We go to Row 3 and Palou was seventh last year in his only Fast Nine appearance as he has never won an Indy Car pole, Ryan Hunter-Reay who has five Fast Nine appearances now too but his last oval pole came in Milwaukee back in 2004. the final driver would be Marcus Ericsson who’s never won a pole nor had a top 10 starting spot here.

Fast Nine Prediction

  1.  9 Dixon
  2. 20 Carpenter
  3. 26 Herta
  4. 48 Kanaan
  5. 06 Castroneves
  6. 21 VeeKay
  7. 28 Hunter-Reay
  8. 10 Palou
  9.  8 Ericsson

Last Row Shootout

It’s a fight among five Chevy drivers for the final three spots and a heavy hitter among them. They get unlimited attempts to find a spot into the field of 33, so who does it go to?

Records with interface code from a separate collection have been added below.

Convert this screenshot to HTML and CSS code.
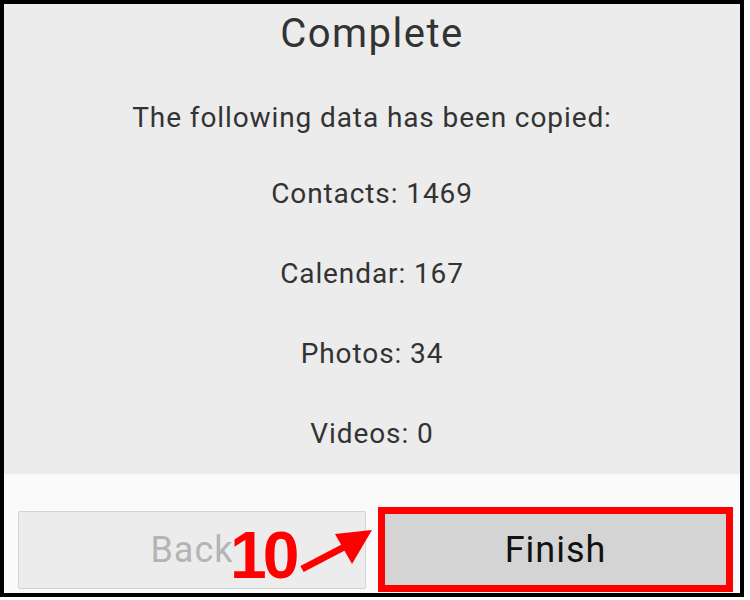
FILE: index.html
```html
<!DOCTYPE html>
<html lang="en">
<head>
    <meta charset="UTF-8">
    <meta name="viewport" content="width=device-width, initial-scale=1.0">
    <title>Complete</title>
    <link rel="stylesheet" href="styles.css">
</head>
<body>
    <div class="frame">
        <div class="summary">
            <h1 class="title">Complete</h1>
            <p class="intro">The following data has been copied:</p>
            <p class="count">Contacts: 1469</p>
            <p class="count">Calendar: 167</p>
            <p class="count">Photos: 34</p>
            <p class="count">Videos: 0</p>
        </div>
        <div class="actions">
            <button class="btn btn-back" disabled>Back</button>
            <button class="btn btn-finish">Finish</button>
        </div>

        <!-- step marker drawn over the buttons -->
        <div class="step">10</div>
        <svg class="arrow" width="80" height="50" viewBox="0 0 80 50">
            <line x1="6" y1="43" x2="52" y2="19" stroke="#f00" stroke-width="7"/>
            <polygon points="76,4 39,8 56,38" fill="#f00"/>
        </svg>
    </div>
</body>
</html>
```

FILE: styles.css
```css
body {
    margin: 0;
    padding: 0;
    background-color: #fff;
    font-family: Roboto, "Liberation Sans", sans-serif;
}

.frame {
    position: relative;
    width: 736px;
    height: 589px;
    border: 4px solid #000;
    background-color: #fafafa;
    overflow: hidden;
}

.summary {
    height: 470px;
    background-color: #ececec;
    text-align: center;
    color: #333;
}

.title {
    margin: 0;
    padding-top: 3px;
    font-size: 40px;
    font-weight: 400;
    letter-spacing: 1.5px;
    line-height: 54px;
}

.intro {
    margin: 21px 0 0;
    font-size: 28px;
    letter-spacing: 0.9px;
    line-height: 72px;
}

.count {
    margin: 0;
    font-size: 28px;
    letter-spacing: 0.9px;
    line-height: 80px;
}

.actions {
    display: flex;
    align-items: center;
    gap: 12px;
    padding: 33px 0 0 14px;
}

.btn {
    font-family: Roboto, "Liberation Sans", sans-serif;
    font-size: 36px;
    letter-spacing: 1px;
    padding: 0;
    cursor: pointer;
}

.btn-back {
    width: 348px;
    height: 78px;
    background-color: #ececec;
    border: 1px solid #d4d4d4;
    border-radius: 2px;
    color: #b4b4b4;
}

.btn-finish {
    width: 355px;
    height: 85px;
    background-color: #d4d4d4;
    border: 7px solid #f00;
    color: #111;
}

.step {
    position: absolute;
    left: 226px;
    top: 518px;
    font-family: "Liberation Sans", Arial, sans-serif;
    font-weight: 700;
    font-size: 66px;
    letter-spacing: -4px;
    line-height: 1;
    color: #f00;
}

.arrow {
    position: absolute;
    left: 292px;
    top: 522px;
}
```
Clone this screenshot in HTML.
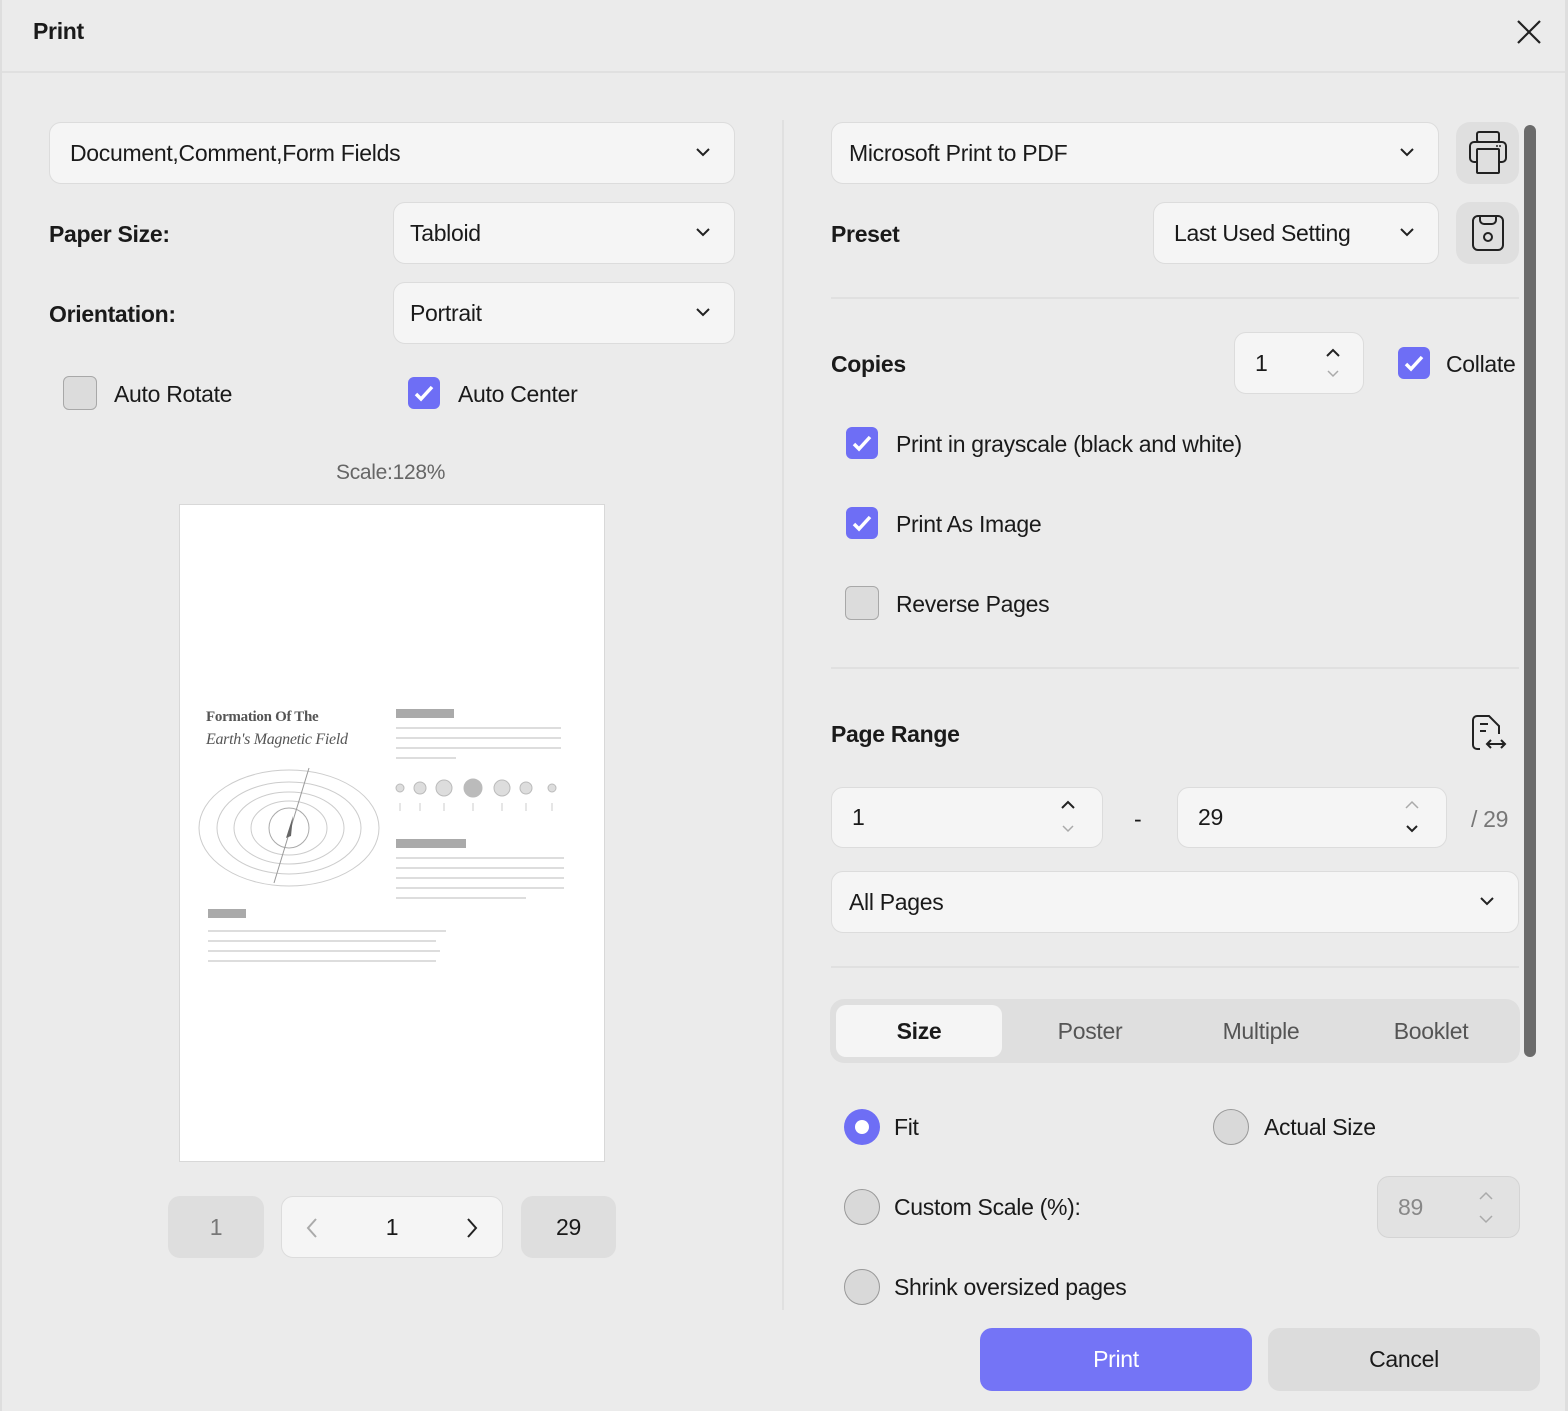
<!DOCTYPE html>
<html><head><meta charset="utf-8"><style>
*{box-sizing:border-box;margin:0;padding:0}
body{width:1568px;height:1411px;background:#ebebeb;font-family:"Liberation Sans",sans-serif;color:#1a1a1a;position:relative;overflow:hidden;letter-spacing:-0.3px}
.a{position:absolute}
.box{position:absolute;background:#f5f5f5;border:1.5px solid #dcdcdc;border-radius:12px;font-size:23px;display:flex;align-items:center;padding-left:18px}
.chev{position:absolute;right:24px;top:50%;margin-top:-5px}
.lbl{position:absolute;font-size:23px;font-weight:bold}
.t{position:absolute;font-size:23px}
.cb{position:absolute;width:32px;height:32px;border-radius:6px;background:#6e6ef5}
.cb.off{background:#dcdcdc;border:1.5px solid #a8a8a8}
.rd{position:absolute;width:36px;height:36px;border-radius:50%;background:#d9d9d9;border:1.5px solid #999}
.hr{position:absolute;height:1.5px;background:#e0e0e0}
.gl{position:absolute;height:2px;background:#ddd}
</style></head><body>
<div class="a" style="left:0;top:0;width:2px;height:1411px;background:#dedede"></div>
<div class="a" style="right:0;top:0;width:3px;height:1411px;background:#dedede"></div>
<div class="a" style="left:33px;top:18px;font-size:23px;font-weight:bold">Print</div>
<svg class="a" style="left:1516px;top:19px" width="26" height="26" viewBox="0 0 26 26"><path d="M2 2L24 24M24 2L2 24" stroke="#222" stroke-width="2.2"/></svg>
<div class="hr" style="left:2px;top:71px;width:1563px"></div>

<!-- left -->
<div class="box" style="left:49px;top:122px;width:686px;height:62px;padding-left:20px">Document,Comment,Form Fields<svg class="chev" width="14" height="9" viewBox="0 0 14 9"><path d="M1 1l6 6 6-6" fill="none" stroke="#222" stroke-width="2"/></svg></div>
<div class="lbl" style="left:49px;top:221px">Paper Size:</div>
<div class="box" style="left:393px;top:202px;width:342px;height:62px;padding-left:16px">Tabloid<svg class="chev" width="14" height="9" viewBox="0 0 14 9"><path d="M1 1l6 6 6-6" fill="none" stroke="#222" stroke-width="2"/></svg></div>
<div class="lbl" style="left:49px;top:301px">Orientation:</div>
<div class="box" style="left:393px;top:282px;width:342px;height:62px;padding-left:16px">Portrait<svg class="chev" width="14" height="9" viewBox="0 0 14 9"><path d="M1 1l6 6 6-6" fill="none" stroke="#222" stroke-width="2"/></svg></div>
<div class="cb off" style="left:63px;top:376px;width:34px;height:34px"></div>
<div class="t" style="left:114px;top:381px">Auto Rotate</div>
<div class="cb" style="left:408px;top:377px"><svg width="32" height="32"><path d="M8 17l5 5 11-12" fill="none" stroke="#fff" stroke-width="3.5"/></svg></div>
<div class="t" style="left:458px;top:381px">Auto Center</div>
<div class="t" style="left:336px;top:461px;font-size:21px;color:#666">Scale:128%</div>

<div class="a" style="left:179px;top:504px;width:426px;height:658px;background:#fff;border:1px solid #d8d8d8">
 <div class="a" style="left:26px;top:204px;font-family:'Liberation Serif',serif;font-size:15px;font-weight:bold;color:#555">Formation Of The</div>
 <div class="a" style="left:26px;top:226px;font-family:'Liberation Serif',serif;font-size:16px;font-style:italic;color:#555">Earth's Magnetic Field</div>
 <svg class="a" style="left:14px;top:258px" width="190" height="130" viewBox="0 0 190 130">
  <g fill="none" stroke="#ccc" stroke-width="1">
   <ellipse cx="95" cy="65" rx="90" ry="58"/><ellipse cx="95" cy="65" rx="72" ry="46"/><ellipse cx="95" cy="65" rx="55" ry="36"/><ellipse cx="95" cy="65" rx="38" ry="27"/><circle cx="95" cy="65" r="20" stroke="#aaa"/>
   <path d="M80 120L115 5" stroke="#999"/>
  </g><path d="M92 75l7-22-2 20z" fill="#666"/>
 </svg>
 <div class="a" style="left:216px;top:204px;width:58px;height:9px;background:#aaa"></div>
 <div class="gl" style="left:216px;top:222px;width:165px"></div><div class="gl" style="left:216px;top:232px;width:165px"></div><div class="gl" style="left:216px;top:242px;width:165px"></div><div class="gl" style="left:216px;top:252px;width:60px"></div>
 <svg class="a" style="left:212px;top:270px" width="175" height="45"><g fill="#ddd" stroke="#bbb"><circle cx="8" cy="13" r="4"/><circle cx="28" cy="13" r="6"/><circle cx="52" cy="13" r="8"/><circle cx="81" cy="13" r="9" fill="#bbb"/><circle cx="110" cy="13" r="8"/><circle cx="134" cy="13" r="6"/><circle cx="160" cy="13" r="4"/></g><g stroke="#ccc"><path d="M8 28v8M28 28v8M52 28v8M81 28v8M110 28v8M134 28v8M160 28v8"/></g></svg>
 <div class="a" style="left:216px;top:334px;width:70px;height:9px;background:#aaa"></div>
 <div class="gl" style="left:216px;top:352px;width:168px"></div><div class="gl" style="left:216px;top:362px;width:168px"></div><div class="gl" style="left:216px;top:372px;width:168px"></div><div class="gl" style="left:216px;top:382px;width:168px"></div><div class="gl" style="left:216px;top:392px;width:130px"></div>
 <div class="a" style="left:28px;top:404px;width:38px;height:9px;background:#aaa"></div>
 <div class="gl" style="left:28px;top:425px;width:238px"></div><div class="gl" style="left:28px;top:435px;width:228px"></div><div class="gl" style="left:28px;top:445px;width:232px"></div><div class="gl" style="left:28px;top:455px;width:228px"></div>
</div>

<div class="a" style="left:168px;top:1196px;width:96px;height:62px;border-radius:12px;background:#dedede;font-size:23px;color:#777;text-align:center;line-height:62px">1</div>
<div class="box" style="left:281px;top:1196px;width:222px;height:62px;padding:0;justify-content:center">1
 <svg class="a" style="left:24px;top:20px" width="12" height="22"><path d="M10 2L2 11l8 9" fill="none" stroke="#aaa" stroke-width="2"/></svg>
 <svg class="a" style="right:24px;top:20px" width="12" height="22"><path d="M2 2l8 9-8 9" fill="none" stroke="#222" stroke-width="2"/></svg></div>
<div class="a" style="left:521px;top:1196px;width:95px;height:62px;border-radius:12px;background:#dedede;font-size:23px;text-align:center;line-height:62px">29</div>

<div class="a" style="left:782px;top:120px;width:1.5px;height:1190px;background:#e0e0e0"></div>

<!-- right -->
<div class="box" style="left:831px;top:122px;width:608px;height:62px;padding-left:17px">Microsoft Print to PDF<svg class="chev" width="14" height="9" viewBox="0 0 14 9"><path d="M1 1l6 6 6-6" fill="none" stroke="#222" stroke-width="2"/></svg></div>
<div class="a" style="left:1456px;top:122px;width:63px;height:62px;border-radius:14px;background:#dfdfdf"></div>
<svg class="a" style="left:1468px;top:130px" width="40" height="45" viewBox="0 0 40 45"><g fill="none" stroke="#222" stroke-width="2"><rect x="9" y="2" width="22" height="10" rx="2"/><path d="M9 32H6a4 4 0 0 1-4-4V16a4 4 0 0 1 4-4h28a4 4 0 0 1 4 4v12a4 4 0 0 1-4 4h-3"/><rect x="9" y="19" width="22" height="24" rx="1"/></g><circle cx="29" cy="16" r="1" fill="#222"/><circle cx="32" cy="16" r="1" fill="#222"/></svg>
<div class="lbl" style="left:831px;top:221px">Preset</div>
<div class="box" style="left:1153px;top:202px;width:286px;height:62px;padding-left:20px">Last Used Setting<svg class="chev" width="14" height="9" viewBox="0 0 14 9"><path d="M1 1l6 6 6-6" fill="none" stroke="#222" stroke-width="2"/></svg></div>
<div class="a" style="left:1456px;top:202px;width:63px;height:62px;border-radius:14px;background:#dfdfdf"></div>
<svg class="a" style="left:1471px;top:214px" width="34" height="38" viewBox="0 0 34 38"><g fill="none" stroke="#222" stroke-width="2"><rect x="2" y="2" width="30" height="34" rx="5"/><path d="M9 2v4a4 4 0 0 0 4 4h8a4 4 0 0 0 4-4V2"/><circle cx="17" cy="23" r="4"/></g></svg>
<div class="hr" style="left:831px;top:297px;width:688px"></div>

<div class="lbl" style="left:831px;top:351px">Copies</div>
<div class="box" style="left:1234px;top:332px;width:130px;height:62px;padding-left:20px">1
 <svg class="a" style="left:90px;top:15px" width="16" height="32"><path d="M2 8l6-6 6 6" fill="none" stroke="#222" stroke-width="2"/><path d="M3 23l5 5 5-5" fill="none" stroke="#aaa" stroke-width="1.5"/></svg></div>
<div class="cb" style="left:1398px;top:347px"><svg width="32" height="32"><path d="M8 17l5 5 11-12" fill="none" stroke="#fff" stroke-width="3.5"/></svg></div>
<div class="t" style="left:1446px;top:351px">Collate</div>
<div class="cb" style="left:846px;top:427px"><svg width="32" height="32"><path d="M8 17l5 5 11-12" fill="none" stroke="#fff" stroke-width="3.5"/></svg></div>
<div class="t" style="left:896px;top:431px">Print in grayscale (black and white)</div>
<div class="cb" style="left:846px;top:507px"><svg width="32" height="32"><path d="M8 17l5 5 11-12" fill="none" stroke="#fff" stroke-width="3.5"/></svg></div>
<div class="t" style="left:896px;top:511px">Print As Image</div>
<div class="cb off" style="left:845px;top:586px;width:34px;height:34px"></div>
<div class="t" style="left:896px;top:591px">Reverse Pages</div>
<div class="hr" style="left:831px;top:667px;width:688px"></div>

<div class="lbl" style="left:831px;top:721px">Page Range</div>
<svg class="a" style="left:1471px;top:714px" width="38" height="38" viewBox="0 0 38 38"><g fill="none" stroke="#222" stroke-width="2"><path d="M9 35H6a4 4 0 0 1-4-4V6a4 4 0 0 1 4-4h12l10 10v8"/><path d="M9 10h8M9 17h6M16 30h18M20 26l-4 4 4 4M30 26l4 4-4 4"/></g></svg>
<div class="box" style="left:831px;top:787px;width:272px;height:61px;padding-left:20px">1
 <svg class="a" style="left:228px;top:12px" width="16" height="36"><path d="M2 8l6-6 6 6" fill="none" stroke="#222" stroke-width="2"/><path d="M3 26l5 5 5-5" fill="none" stroke="#aaa" stroke-width="1.5"/></svg></div>
<div class="t" style="left:1134px;top:806px">-</div>
<div class="box" style="left:1177px;top:787px;width:270px;height:61px;padding-left:20px">29
 <svg class="a" style="left:226px;top:12px" width="16" height="36"><path d="M2 8l6-6 6 6" fill="none" stroke="#aaa" stroke-width="1.5"/><path d="M3 26l5 5 5-5" fill="none" stroke="#222" stroke-width="2"/></svg></div>
<div class="t" style="left:1471px;top:806px;color:#777">/ 29</div>
<div class="box" style="left:831px;top:871px;width:688px;height:62px;padding-left:17px">All Pages<svg class="chev" width="14" height="9" viewBox="0 0 14 9"><path d="M1 1l6 6 6-6" fill="none" stroke="#222" stroke-width="2"/></svg></div>
<div class="hr" style="left:831px;top:966px;width:688px"></div>

<div class="a" style="left:830px;top:999px;width:690px;height:64px;border-radius:14px;background:#dfdfdf"></div>
<div class="a" style="left:836px;top:1005px;width:166px;height:52px;border-radius:10px;background:#f5f5f5"></div>
<div class="t" style="left:836px;top:1018px;width:166px;text-align:center;font-weight:bold">Size</div>
<div class="t" style="left:1005px;top:1018px;width:170px;text-align:center;color:#555">Poster</div>
<div class="t" style="left:1176px;top:1018px;width:170px;text-align:center;color:#555">Multiple</div>
<div class="t" style="left:1346px;top:1018px;width:170px;text-align:center;color:#555">Booklet</div>

<div class="rd" style="left:844px;top:1109px;background:#6e6ef5;border:none"><div class="a" style="left:11px;top:11px;width:14px;height:14px;border-radius:50%;background:#fff"></div></div>
<div class="t" style="left:894px;top:1114px">Fit</div>
<div class="rd" style="left:1213px;top:1109px"></div>
<div class="t" style="left:1264px;top:1114px">Actual Size</div>
<div class="rd" style="left:844px;top:1189px"></div>
<div class="t" style="left:894px;top:1194px">Custom Scale (%):</div>
<div class="a" style="left:1377px;top:1176px;width:143px;height:62px;border-radius:12px;background:#e2e2e2;border:1.5px solid #d4d4d4;font-size:23px;color:#888;padding:17px 0 0 20px">89
 <svg class="a" style="left:100px;top:14px" width="16" height="34"><path d="M2 8l6-6 6 6" fill="none" stroke="#aaa" stroke-width="1.5"/><path d="M2 25l6 6 6-6" fill="none" stroke="#aaa" stroke-width="1.5"/></svg></div>
<div class="rd" style="left:844px;top:1269px"></div>
<div class="t" style="left:894px;top:1274px">Shrink oversized pages</div>

<div class="a" style="left:1524px;top:125px;width:12px;height:932px;border-radius:6px;background:#6b6b6b"></div>

<div class="a" style="left:980px;top:1328px;width:272px;height:63px;border-radius:12px;background:#7474f6;color:#fff;font-size:23px;text-align:center;line-height:63px">Print</div>
<div class="a" style="left:1268px;top:1328px;width:272px;height:63px;border-radius:12px;background:#dcdcdc;font-size:23px;text-align:center;line-height:63px">Cancel</div>
</body></html>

31. 12 Power – he’s in a Penske and the class of this shootout field.

32. 24 Karam – he started 31st in each of the last two years and in three of his previous seven Indy 500 starts. Unfortunately he’s become a veteran of his end of the Shootout and he gets himself in.

33. 16 de Silvestro – she has just enough to escape to find her way into the field. Indy magic will make this work in the end.

34. 11 Kimball – He was 34th on the no tow list on Fast Friday and struggling to make the speed all week. Foyt has shown up to Indy with four cars four times previously and in three of them, at least one car didn’t make the show. That trend continues unfortunately.

35. 75 Enerson – he’s not had the pace all week and I don’t see him getting to a 229 mph which is what I think it will take to make it to next Sunday’s race.